═══ TASK INPUT ═══

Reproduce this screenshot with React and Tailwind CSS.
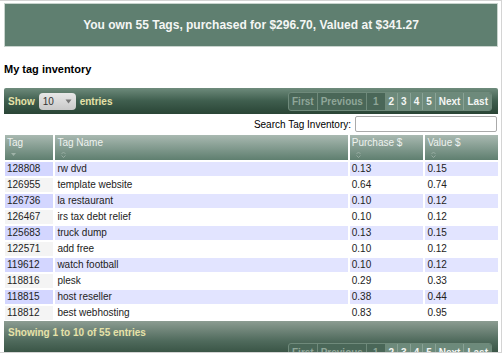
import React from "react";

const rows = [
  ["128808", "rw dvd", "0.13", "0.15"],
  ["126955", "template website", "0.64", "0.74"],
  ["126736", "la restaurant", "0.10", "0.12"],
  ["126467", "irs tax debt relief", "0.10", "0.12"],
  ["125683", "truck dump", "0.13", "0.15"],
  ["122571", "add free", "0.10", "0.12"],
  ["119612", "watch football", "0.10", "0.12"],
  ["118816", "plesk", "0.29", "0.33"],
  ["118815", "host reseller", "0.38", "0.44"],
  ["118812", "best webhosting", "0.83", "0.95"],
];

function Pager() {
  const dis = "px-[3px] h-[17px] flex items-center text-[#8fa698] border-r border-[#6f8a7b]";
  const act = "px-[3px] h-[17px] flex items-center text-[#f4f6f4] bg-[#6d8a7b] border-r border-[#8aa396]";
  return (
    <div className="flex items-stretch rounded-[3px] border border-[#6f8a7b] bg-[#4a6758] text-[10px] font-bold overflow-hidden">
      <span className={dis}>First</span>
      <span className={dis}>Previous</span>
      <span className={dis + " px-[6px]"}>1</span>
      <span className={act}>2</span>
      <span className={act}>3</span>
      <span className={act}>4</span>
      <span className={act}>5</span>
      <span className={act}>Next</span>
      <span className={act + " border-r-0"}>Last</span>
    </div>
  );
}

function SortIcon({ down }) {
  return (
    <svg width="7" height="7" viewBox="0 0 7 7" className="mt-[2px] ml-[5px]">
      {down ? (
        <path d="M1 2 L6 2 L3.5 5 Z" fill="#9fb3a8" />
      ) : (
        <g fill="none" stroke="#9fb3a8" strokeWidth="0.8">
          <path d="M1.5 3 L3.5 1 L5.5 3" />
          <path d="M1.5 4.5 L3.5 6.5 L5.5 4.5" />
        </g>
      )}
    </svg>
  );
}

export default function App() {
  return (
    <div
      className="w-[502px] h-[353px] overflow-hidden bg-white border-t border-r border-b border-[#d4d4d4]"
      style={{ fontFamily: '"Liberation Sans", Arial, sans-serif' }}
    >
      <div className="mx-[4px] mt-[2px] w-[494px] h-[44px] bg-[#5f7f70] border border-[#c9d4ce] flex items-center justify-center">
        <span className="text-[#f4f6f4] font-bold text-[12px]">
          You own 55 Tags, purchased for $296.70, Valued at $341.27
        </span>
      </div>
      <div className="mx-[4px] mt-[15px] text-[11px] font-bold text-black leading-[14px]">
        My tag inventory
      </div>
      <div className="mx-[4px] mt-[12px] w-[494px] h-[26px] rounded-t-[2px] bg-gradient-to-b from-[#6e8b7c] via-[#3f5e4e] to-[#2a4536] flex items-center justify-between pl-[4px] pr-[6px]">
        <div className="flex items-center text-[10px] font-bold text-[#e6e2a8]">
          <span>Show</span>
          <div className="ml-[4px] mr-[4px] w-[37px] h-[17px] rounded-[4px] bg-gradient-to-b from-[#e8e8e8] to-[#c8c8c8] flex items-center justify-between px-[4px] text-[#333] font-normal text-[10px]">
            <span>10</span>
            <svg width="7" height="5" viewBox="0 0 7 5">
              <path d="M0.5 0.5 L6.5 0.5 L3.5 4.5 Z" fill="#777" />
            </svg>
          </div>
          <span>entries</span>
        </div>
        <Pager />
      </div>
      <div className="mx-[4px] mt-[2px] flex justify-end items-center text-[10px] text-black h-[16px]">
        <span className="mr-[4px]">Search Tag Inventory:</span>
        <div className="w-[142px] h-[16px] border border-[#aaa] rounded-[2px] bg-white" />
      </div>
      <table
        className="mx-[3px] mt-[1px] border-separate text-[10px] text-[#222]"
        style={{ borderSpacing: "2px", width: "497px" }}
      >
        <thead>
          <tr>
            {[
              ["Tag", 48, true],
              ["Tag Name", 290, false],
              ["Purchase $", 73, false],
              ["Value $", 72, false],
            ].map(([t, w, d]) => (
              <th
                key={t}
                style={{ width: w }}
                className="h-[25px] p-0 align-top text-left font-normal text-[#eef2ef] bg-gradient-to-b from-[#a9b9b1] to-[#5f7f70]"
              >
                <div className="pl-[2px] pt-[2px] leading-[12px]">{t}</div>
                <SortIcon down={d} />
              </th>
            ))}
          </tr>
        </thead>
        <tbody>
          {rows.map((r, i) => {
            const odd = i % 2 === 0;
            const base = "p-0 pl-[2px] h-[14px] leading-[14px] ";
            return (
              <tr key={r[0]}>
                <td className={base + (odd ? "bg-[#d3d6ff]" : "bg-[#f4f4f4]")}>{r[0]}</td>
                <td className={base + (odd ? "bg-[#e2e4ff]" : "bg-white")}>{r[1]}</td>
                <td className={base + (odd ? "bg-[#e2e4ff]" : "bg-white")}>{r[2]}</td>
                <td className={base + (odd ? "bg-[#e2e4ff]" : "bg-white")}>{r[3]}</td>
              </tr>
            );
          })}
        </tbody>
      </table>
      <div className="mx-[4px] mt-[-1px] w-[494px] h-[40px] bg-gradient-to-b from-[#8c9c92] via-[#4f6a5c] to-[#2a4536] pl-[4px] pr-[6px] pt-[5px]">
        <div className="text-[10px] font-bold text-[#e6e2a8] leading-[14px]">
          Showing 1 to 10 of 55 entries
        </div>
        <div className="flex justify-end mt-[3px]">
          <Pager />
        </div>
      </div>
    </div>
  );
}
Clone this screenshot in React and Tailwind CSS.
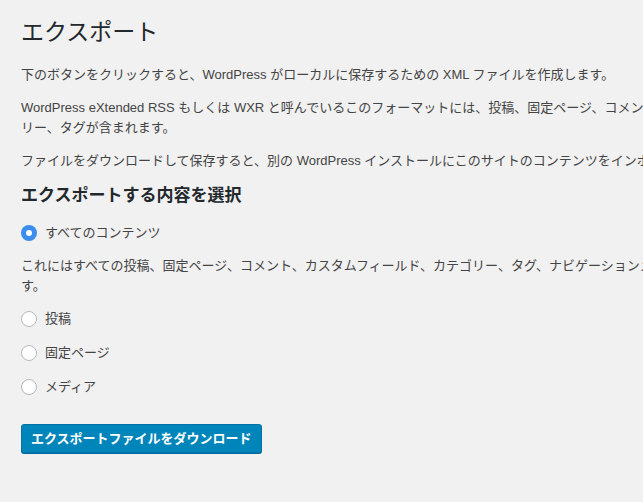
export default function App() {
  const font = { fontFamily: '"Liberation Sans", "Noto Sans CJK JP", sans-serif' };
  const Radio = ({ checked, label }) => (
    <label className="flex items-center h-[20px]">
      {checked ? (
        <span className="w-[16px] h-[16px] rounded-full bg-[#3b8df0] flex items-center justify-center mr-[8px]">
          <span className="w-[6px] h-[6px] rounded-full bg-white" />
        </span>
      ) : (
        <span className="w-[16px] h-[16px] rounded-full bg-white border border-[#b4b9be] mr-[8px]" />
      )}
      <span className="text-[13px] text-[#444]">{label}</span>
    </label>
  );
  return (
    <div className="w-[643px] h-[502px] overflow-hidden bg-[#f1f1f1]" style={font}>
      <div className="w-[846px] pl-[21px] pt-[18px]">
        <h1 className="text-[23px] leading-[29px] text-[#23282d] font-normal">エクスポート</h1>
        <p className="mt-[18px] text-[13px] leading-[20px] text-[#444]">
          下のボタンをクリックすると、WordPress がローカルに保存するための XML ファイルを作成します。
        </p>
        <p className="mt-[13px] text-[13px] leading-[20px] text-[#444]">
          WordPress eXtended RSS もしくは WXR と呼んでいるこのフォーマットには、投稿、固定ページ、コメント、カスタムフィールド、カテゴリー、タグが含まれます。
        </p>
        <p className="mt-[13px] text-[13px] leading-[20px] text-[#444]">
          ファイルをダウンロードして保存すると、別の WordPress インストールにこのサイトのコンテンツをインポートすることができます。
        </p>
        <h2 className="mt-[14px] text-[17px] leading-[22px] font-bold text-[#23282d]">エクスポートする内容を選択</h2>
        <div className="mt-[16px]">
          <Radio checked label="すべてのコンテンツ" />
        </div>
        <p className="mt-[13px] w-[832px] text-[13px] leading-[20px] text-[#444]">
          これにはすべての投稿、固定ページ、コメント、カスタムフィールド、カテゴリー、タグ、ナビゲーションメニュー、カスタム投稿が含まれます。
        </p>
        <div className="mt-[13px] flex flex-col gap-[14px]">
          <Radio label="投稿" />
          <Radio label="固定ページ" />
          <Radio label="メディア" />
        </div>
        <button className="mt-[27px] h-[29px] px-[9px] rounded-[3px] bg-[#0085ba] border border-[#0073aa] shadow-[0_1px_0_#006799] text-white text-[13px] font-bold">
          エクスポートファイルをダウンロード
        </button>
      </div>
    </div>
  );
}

═══

Take the lines above from the top of the records through the one with "import React from" and repeat them exactly, without any pictures.

> [OUTPUT OF THE EXERCISE]
Reproduce this screenshot with React and Tailwind CSS.
import React from "react";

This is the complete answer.